◆ **WRITTEN TASK**
Transcribe the listing in full, excluding any pictures.

◆ **SOURCE EXCERPT**
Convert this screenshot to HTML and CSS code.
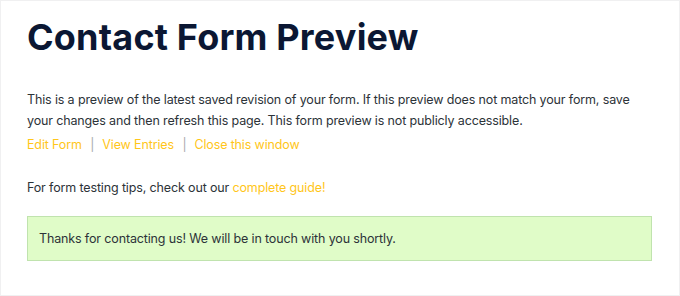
FILE: index.html
```html
<!DOCTYPE html>
<html>
<head>
<meta charset="utf-8">
<link rel="stylesheet" href="styles.css">
</head>
<body>
<div class="page">
  <h1 class="title">Contact Form Preview</h1>
  <p class="intro">This is a preview of the latest saved revision of your form. If this preview does not match your form, save your changes and then refresh this page. This form preview is not publicly accessible.</p>
  <p class="links"><a href="#">Edit Form</a><span class="sep">|</span><a href="#">View Entries</a><span class="sep">|</span><a href="#">Close this window</a></p>
  <p class="tips">For form testing tips, check out our <a href="#">complete guide!</a></p>
  <div class="notice">Thanks for contacting us! We will be in touch with you shortly.</div>
</div>
</body>
</html>
```
FILE: styles.css
```css
html, body {
  margin: 0;
  padding: 0;
  background: #fff;
}
.page {
  box-sizing: border-box;
  width: 680px;
  height: 296px;
  border: 1px solid #f0f0f1;
  padding: 14px 27px 0 26px;
  font-family: Inter, "Noto Sans", sans-serif;
  color: #2c3338;
}
.title {
  margin: 0;
  font-size: 36px;
  font-weight: 700;
  color: #0b1733;
  letter-spacing: 0.2px;
  line-height: 44px;
}
.intro,
.links,
.tips {
  font-size: 12.5px;
  letter-spacing: -0.14px;
  line-height: 21px;
}
.intro {
  margin: 30px 0 0;
}
.links {
  margin: 3px 0 0;
}
a {
  color: #ffc61a;
  text-decoration: none;
}
.sep {
  color: #a7aaad;
  margin: 0 8px 0 8.5px;
}
.tips {
  margin: 22px 0 0;
}
.notice {
  margin-top: 18px;
  background: #e0fcc8;
  border: 1px solid #c0e3ae;
  padding: 12px 11px;
  font-size: 12.5px;
  letter-spacing: -0.14px;
  line-height: 19px;
}
```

◆ **EXERCISE RESULT**
Convert this screenshot to HTML and CSS code.
FILE: index.html
```html
<!DOCTYPE html>
<html>
<head>
<meta charset="utf-8">
<link rel="stylesheet" href="styles.css">
</head>
<body>
<div class="page">
  <h1 class="title">Contact Form Preview</h1>
  <p class="intro">This is a preview of the latest saved revision of your form. If this preview does not match your form, save your changes and then refresh this page. This form preview is not publicly accessible.</p>
  <p class="links"><a href="#">Edit Form</a><span class="sep">|</span><a href="#">View Entries</a><span class="sep">|</span><a href="#">Close this window</a></p>
  <p class="tips">For form testing tips, check out our <a href="#">complete guide!</a></p>
  <div class="notice">Thanks for contacting us! We will be in touch with you shortly.</div>
</div>
</body>
</html>
```
FILE: styles.css
```css
html, body {
  margin: 0;
  padding: 0;
  background: #fff;
}
.page {
  box-sizing: border-box;
  width: 680px;
  height: 296px;
  border: 1px solid #f0f0f1;
  padding: 14px 27px 0 26px;
  font-family: Inter, "Noto Sans", sans-serif;
  color: #2c3338;
}
.title {
  margin: 0;
  font-size: 36px;
  font-weight: 700;
  color: #0b1733;
  letter-spacing: 0.2px;
  line-height: 44px;
}
.intro,
.links,
.tips {
  font-size: 12.5px;
  letter-spacing: -0.14px;
  line-height: 21px;
}
.intro {
  margin: 30px 0 0;
}
.links {
  margin: 3px 0 0;
}
a {
  color: #ffc61a;
  text-decoration: none;
}
.sep {
  color: #a7aaad;
  margin: 0 8px 0 8.5px;
}
.tips {
  margin: 22px 0 0;
}
.notice {
  margin-top: 18px;
  background: #e0fcc8;
  border: 1px solid #c0e3ae;
  padding: 12px 11px;
  font-size: 12.5px;
  letter-spacing: -0.14px;
  line-height: 19px;
}
```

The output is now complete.